Recall value iteration update equation:

$V_{k+1}(s) = \max_{a \in A} \sum_{s'} P(s'|s,a) \left[ R(s') + \gamma V_k(s') \right]$

For each state:

- $s_1$:
  - Actions:
    - up: invalid (wall), stays at $s_1$, reward 5
    - down: valid to $s_3$, reward 1
    - left: invalid (wall), stays at $s_1$, reward 5
    - right: valid to $s_2$, reward 10
  - Values:
    - up: $5 + 0 = 5$
    - down: $1 + 0 = 1$
    - left: $5 + 0 = 5$
    - right: $10 + 0 = 10$
  - Max: **10**

- $s_2$:
  - Actions:
    - up: invalid (wall), stays $s_2$, reward 10
    - down: valid to $s_4$, reward 2
    - left: valid to $s_1$, reward 5
    - right: invalid (wall), stays $s_2$, reward 10
  - Values:
    - up: 10
    - down: 2
    - left: 5
    - right: 10
  - Max: **10**

- $s_3$:
  - Actions:
    - up: valid to $s_1$, reward 5
    - down: invalid (wall), stays $s_3$, reward 1
    - left: invalid (wall), stays $s_3$, reward 1
    - right: valid to $s_4$, reward 2
  - Values:
    - up: 5
    - down: 1
    - left: 1
    - right: 2
  - Max: **5**

- $s_4$:
  - Actions:
    - up: valid to $s_2$, reward 10
    - down: invalid (wall), stays $s_4$, reward 2
    - left: valid to $s_3$, reward 1
    - right: invalid (wall), stays $s_4$, reward 2
  - Values:
    - up: 10
    - down: 2
    - left: 1
    - right: 2
  - Max: **10**

### 3. Updated Value Function $V_1$:

| State | $V_1(s)$ |
|-------|------------|
| $s_1$ | 10         |
| $s_2$ | 10         |
| $s_3$ | 5          |
| $s_4$ | 10         |

## Iteration 2

Given the discount factor $\gamma = 1$, for deterministic transitions:

$V_{k+1}(s) = \max_{a \in A} (R(s') + V_k(s'))$


where $s'$ is the next state after taking action $a$ from state $s$.

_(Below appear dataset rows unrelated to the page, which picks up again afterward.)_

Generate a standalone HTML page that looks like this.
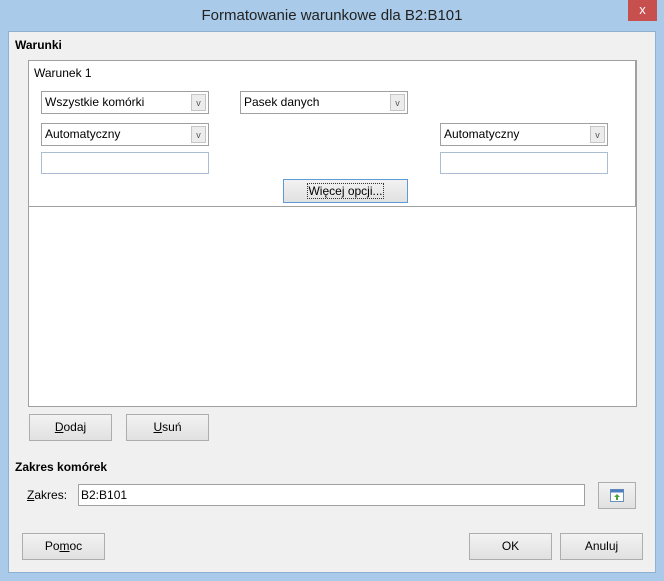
<!DOCTYPE html>
<html><head><meta charset="utf-8"><style>
*{box-sizing:border-box;margin:0;padding:0}
body{width:664px;height:581px;background:#a9cbe9;font-family:"Liberation Sans",sans-serif;font-size:12px;color:#000;position:relative;overflow:hidden}
.a{position:absolute}
.title{left:0;top:0;width:664px;height:31px;text-align:center;line-height:31px;font-size:15px;color:#222}
.close{left:628px;top:0;width:29px;height:21px;background:#c7504f;color:#fff;text-align:center;line-height:20px;font-size:13px}
.body{left:8px;top:31px;width:648px;height:542px;background:#f0f0f0;border:1px solid #8fb1d1}
.b{font-weight:bold}
.sel{background:#fff;border:1px solid #a0a0a0;height:23px;line-height:21px;padding-left:3px}
.sel i{position:absolute;right:2px;top:2px;width:15px;height:17px;border:1px solid #c5c5c5;background:#ececec;font-style:normal;font-size:9px;line-height:16px;text-align:center;color:#555}
.inp{background:#fff;border:1px solid #abbdd3;height:22px}
.btn{background:linear-gradient(#f2f2f2,#e1e1e1);border:1px solid #adadad;text-align:center;line-height:24px}
</style></head><body>
<div class="a title">Formatowanie warunkowe dla B2:B101</div>
<div class="a close">x</div>
<div class="a body"></div>
<div class="a b" style="left:15px;top:38px">Warunki</div>
<div class="a" style="left:28px;top:60px;width:609px;height:347px;background:#fff;border:1px solid #a0a0a0"></div>
<div class="a" style="left:29px;top:61px;width:607px;height:146px;border-bottom:1px solid #a0a0a0;border-right:1px solid #a0a0a0"></div>
<div class="a" style="left:34px;top:66px">Warunek 1</div>
<div class="a sel" style="left:41px;top:91px;width:168px">Wszystkie komórki<i>v</i></div>
<div class="a sel" style="left:240px;top:91px;width:168px">Pasek danych<i>v</i></div>
<div class="a sel" style="left:41px;top:123px;width:168px">Automatyczny<i>v</i></div>
<div class="a sel" style="left:440px;top:123px;width:168px">Automatyczny<i>v</i></div>
<div class="a inp" style="left:41px;top:152px;width:168px"></div>
<div class="a inp" style="left:440px;top:152px;width:168px"></div>
<div class="a btn" style="left:283px;top:179px;width:125px;height:24px;border-color:#5e9ad6;line-height:22px"><span style="outline:1px dotted #333">Więcej opcji...</span></div>
<div class="a btn" style="left:29px;top:414px;width:83px;height:27px"><u>D</u>odaj</div>
<div class="a btn" style="left:126px;top:414px;width:83px;height:27px"><u>U</u>suń</div>
<div class="a b" style="left:15px;top:460px">Zakres komórek</div>
<div class="a" style="left:27px;top:488px"><u>Z</u>akres:</div>
<div class="a inp" style="left:78px;top:484px;width:507px;height:22px;border-color:#a0a0a0;padding-left:2px;line-height:20px">B2:B101</div>
<div class="a btn" style="left:598px;top:482px;width:38px;height:27px"><svg width="14" height="13" style="margin-top:6px" viewBox="0 0 14 13"><rect x="0.5" y="0.5" width="13" height="12" fill="#fff" stroke="#6a8fb8"/><rect x="0.5" y="0.5" width="13" height="3" fill="#4d7fc0"/><path d="M7 5l-3 3h2v3h2V8h2z" fill="#4aa23a"/></svg></div>
<div class="a btn" style="left:22px;top:533px;width:83px;height:27px">Po<u>m</u>oc</div>
<div class="a btn" style="left:469px;top:533px;width:83px;height:27px">OK</div>
<div class="a btn" style="left:560px;top:533px;width:83px;height:27px">Anuluj</div>
</body></html>
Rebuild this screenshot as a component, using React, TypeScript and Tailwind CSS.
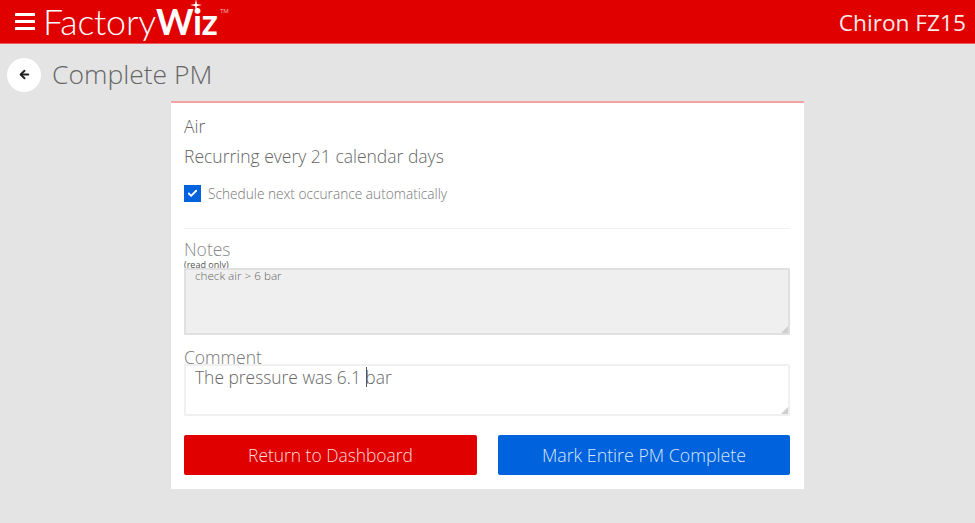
import { ArrowLeft, Check } from 'lucide-react';

const sans = "font-['Open_Sans','Liberation_Sans',sans-serif]";

function MenuIcon() {
  return (
    <svg width="20" height="17" viewBox="0 0 20 17" className="shrink-0">
      <rect x="0" y="0" width="20" height="3" rx="0.5" fill="#fff" />
      <rect x="0" y="7" width="20" height="3" rx="0.5" fill="#fff" />
      <rect x="0" y="14" width="20" height="3" rx="0.5" fill="#fff" />
    </svg>
  );
}

function ResizeGrip() {
  return (
    <svg width="7" height="7" viewBox="0 0 7 7" className="absolute right-[2px] bottom-[2px]">
      <path d="M7 0 L7 7 L0 7 Z" fill="#cfcfcf" />
    </svg>
  );
}

function Logo() {
  return (
    <div className="relative ml-[8px] flex h-[43px] items-center text-white">
      <span className="font-['Lato',sans-serif] text-[35.8px] leading-none font-light tracking-[-0.2px]">Factory</span>
      <span className="font-['Lato',sans-serif] text-[35.8px] leading-none font-bold tracking-[-0.6px]">Wiz</span>
      {/* sparkle over the i */}
      <svg width="12" height="12" viewBox="0 0 12 12" className="absolute -top-[1px] left-[147px]">
        <path d="M6 0 L7 5 L12 6 L7 7 L6 12 L5 7 L0 6 L5 5 Z" fill="#fff" />
      </svg>
      <span className="absolute top-[8px] left-[177px] text-[6px] leading-none opacity-70">TM</span>
    </div>
  );
}

export default function App() {
  return (
    <div className={`h-[523px] w-[975px] overflow-hidden bg-[#e4e4e4] ${sans}`}>
      <header className="flex h-[44px] items-center justify-between border-b border-[#ee5a5a] bg-[#e00000] pr-[9px] pl-[15px]">
        <div className="flex items-center">
          <MenuIcon />
          <Logo />
        </div>
        <div className="pt-[3px] text-[22.7px] leading-none text-[#fdeaea]">Chiron FZ15</div>
      </header>

      <div className="flex h-[57px] items-center pt-[4px] pl-[7px]">
        <button className="flex h-[34px] w-[34px] items-center justify-center rounded-full bg-white">
          <ArrowLeft size={13} strokeWidth={3.5} className="text-[#222]" />
        </button>
        <h1 className="ml-[11px] text-[26.5px] leading-none font-light text-[#666]">Complete PM</h1>
      </div>

      <main className="ml-[171px] h-[388px] w-[633px] border-t-2 border-[#f3a3a3] bg-white pt-[13px] pr-[14px] pl-[13px]">
        <div className="h-[20px] text-[17.5px] leading-[20px] font-light text-[#666]">Air</div>
        <div className="mt-[10px] h-[20px] text-[17.5px] leading-[20px] font-light text-[#666]">Recurring every 21 calendar days</div>

        <label className="mt-[19px] flex h-[17px] items-center">
          <span className="flex h-[17px] w-[17px] items-center justify-center bg-[#0062dd]">
            <Check size={11} strokeWidth={4} className="text-white" />
          </span>
          <span className="ml-[7px] text-[13.7px] leading-none font-light text-[#777]">Schedule next occurance automatically</span>
        </label>

        <div className="mt-[26px] border-t border-[#f0f0f0]" />

        <div className="mt-[11px] h-[18px] text-[17.5px] leading-[18px] font-light text-[#888]">Notes</div>
        <div className="mt-[2px] h-[9px] text-[9px] leading-[9px] text-[#555]">(read only)</div>
        <div className="relative -mt-px">
          <textarea
            readOnly
            value="check air > 6 bar"
            className="block h-[67px] w-[606px] resize-none rounded-[1px] border-2 border-[#e0e0e0] bg-[#efefef] py-0 pr-2 pl-[9px] text-[11.7px] leading-[11px] font-light text-[#666] outline-none"
          />
          <ResizeGrip />
        </div>

        <div className="mt-[14px] h-[16px] text-[17.5px] leading-[16px] font-light text-[#777]">Comment</div>
        <div className="relative -mt-px">
          <textarea
            readOnly
            value="The pressure was 6.1 bar"
            className="block h-[52px] w-[606px] resize-none rounded-[1px] border-2 border-[#f0f0f0] bg-white py-0 pr-2 pl-[9px] text-[17.4px] leading-[22px] font-light text-[#666] outline-none"
          />
          <ResizeGrip />
          {/* text caret */}
          <span className="absolute top-[3px] left-[182px] h-[20px] w-px bg-[#555]" />
        </div>

        <div className="mt-[19px] flex justify-between">
          <button className="h-[40px] w-[293px] rounded-[2px] bg-[#e00000] text-[17.4px] font-light text-[#fbdcdc]">Return to Dashboard</button>
          <button className="h-[40px] w-[292px] rounded-[2px] bg-[#0062dd] text-[17.8px] font-light text-[#d7e6fb]">Mark Entire PM Complete</button>
        </div>
      </main>
    </div>
  );
}
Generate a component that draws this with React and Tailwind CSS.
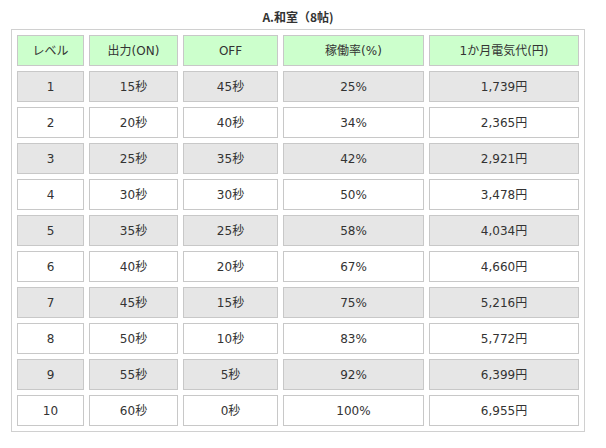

Applying the update formula again with $V_1$:

- $s_1$:
  - up: stays $s_1$, reward $5 + V_1(s_1)=10 = 15$
  - down: goes $s_3$, reward $1 + V_1(s_3)=5 = 6$
  - left: stays $s_1$, reward $5 + V_1(s_1)=10 = 15$
  - right: goes $s_2$, reward $10 + V_1(s_2)=10 = 20$
  - Max: **20**

- $s_2$:
  - up: stays $s_2$, reward $10 + V_1(s_2)=10 = 20$
  - down: goes $s_4$, reward $2 + V_1(s_4)=10 = 12$
  - left: goes $s_1$, reward $5 + V_1(s_1)=10 = 15$
  - right: stays $s_2$, reward $10 + V_1(s_2)=10 = 20$
  - Max: **20**

- $s_3$:
  - up: goes $s_1$, reward $5 + V_1(s_1)=10 = 15$
  - down: stays $s_3$, reward $1 + V_1(s_3)=5 = 6$
  - left: stays $s_3$, reward $1 + V_1(s_3)=5 = 6$
  - right: goes $s_4$, reward $2 + V_1(s_4)=10 = 12$
  - Max: **15**

- $s_4$:
  - up: goes $s_2$, reward $10 + V_1(s_2)=10 = 20$
  - down: stays $s_4$, reward $2 + V_1(s_4)=10 = 12$
  - left: goes $s_3$, reward $1 + V_1(s_3)=5 = 6$
  - right: stays $s_4$, reward $2 + V_1(s_4)=10 = 12$
  - Max: **20**

### Updated Value Function $V_2$:

| State | $V_2(s)$ |
|-------|------------|
| $s_1$ | 20         |
| $s_2$ | 20         |
| $s_3$ | 15         |
| $s_4$ | 20         |


## Summary

By iteratively updating value functions using value iteration, the agent improves estimates of the expected cumulative reward per state. After two iterations, the values have increased, indicating better understanding of potential future rewards under the optimal policy.